Photoacoustic imaging detects early-stage ovarian cancer

Researchers from Washington University in St. Louis, Missouri used photoacoustic tomography with ultrasound, or photoacoustic imaging, to detect and diagnose early stage ovarian cancer, according to a recent university press release.

Quing Zhu, PhD, professor of biomedical engineering and radiology, at Washington University in St. Louis, and researchers hope the new diagnostic imaging technique could improve early detection in patients with ovarian cancer and help reduce unnecessary surgical intervention, medical costs and improve women's quality-of-life, according to research published online in the September issue of Radiology.  

“When ovarian cancer is detected at an early, localized stage—stage 1 or 2—the five-year survival rate after surgery and chemotherapy is 70 to 90 percent, compared with 20 percent or less when it is diagnosed at later stages, 3 or 4,” Zhu said in the statement. “Clearly, early detection is critical, yet due the lack of effective screening tools only 20-25 percent of ovarian cancers are diagnosed early. If detected in later stages, the survival rate is very low.” 

Unlike transvaginal ultrasound that tends to lack accuracy, photoacoustic imaging offers information regarding tumor angiogenesis and blood oxygen saturation (sO2) by lighting up the tumor’s vasculature bed. This information, which is related to tumor growth, metabolism and therapeutic response, gives a more accurate diagnosis than conventional methods.  

The study involved creating a covering of optical fibers that wrapped around a standard transvaginal ultrasound probe. Once the probe was inserted into the patient, light from the laser spread and was absorbed by the tumor. This ultimately generated sound waves, revealing information about the tumor angiogenesis and sO2 inside the ovaries.  

The researchers used two biomarkers to characterize the ovaries, the relative total hemoglobin concentration and mean oxygen saturation. They found the relative total hemoglobin was almost two-fold higher for invasive epithelial cancerous ovaries compared to normal ovaries. The average oxygen saturation of invasive epithelial cancers was nine percent lower than ovaries that are normal or have benign tumors. 

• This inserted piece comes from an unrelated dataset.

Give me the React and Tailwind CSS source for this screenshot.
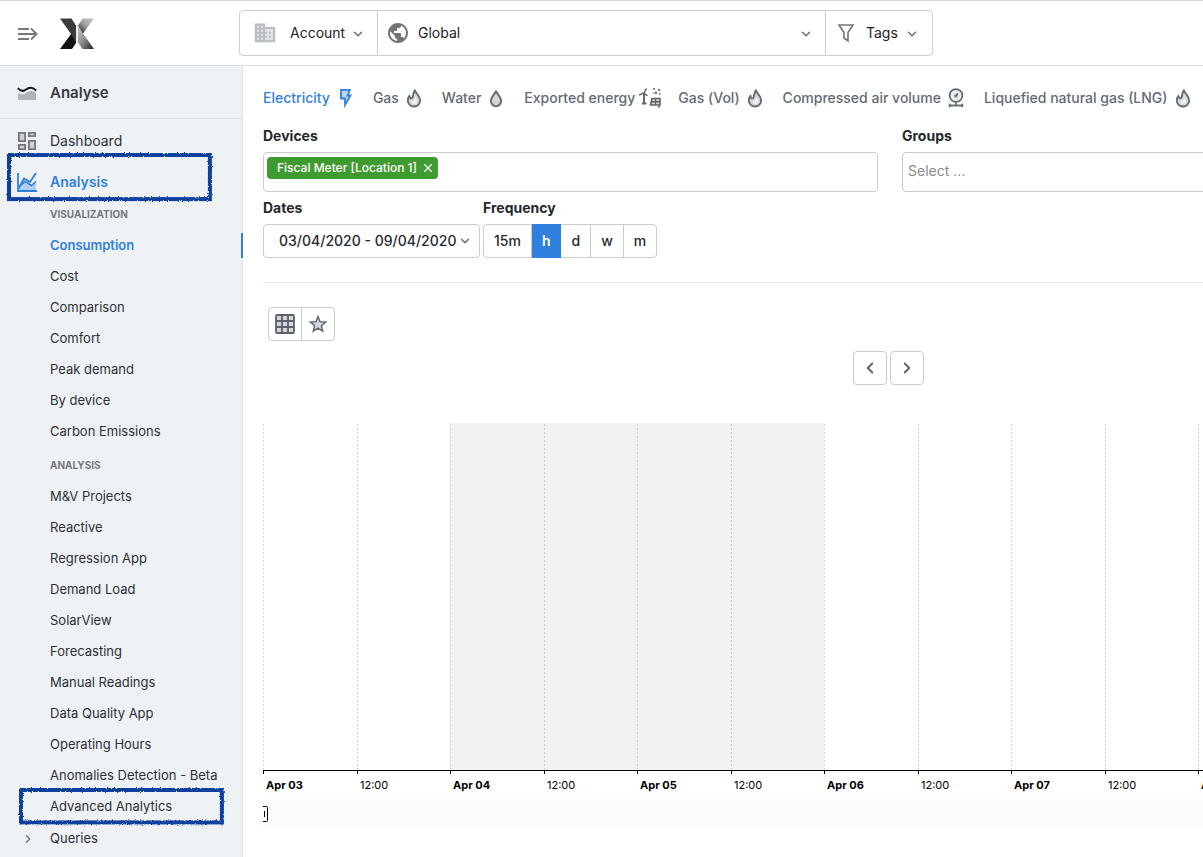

“This technology can also be valuable to monitor high-risk patients who have increased risk of ovarian and breast cancers due to their genetic mutations,” Zhu said. “The current standard of care for these women is performing risk reduction surgeries to remove their ovaries at some point, which affects their quality of life and causes other health problems.” 

The researchers are planning to apply for funding to conduct a larger clinical trial using the imaging technique, according to the release.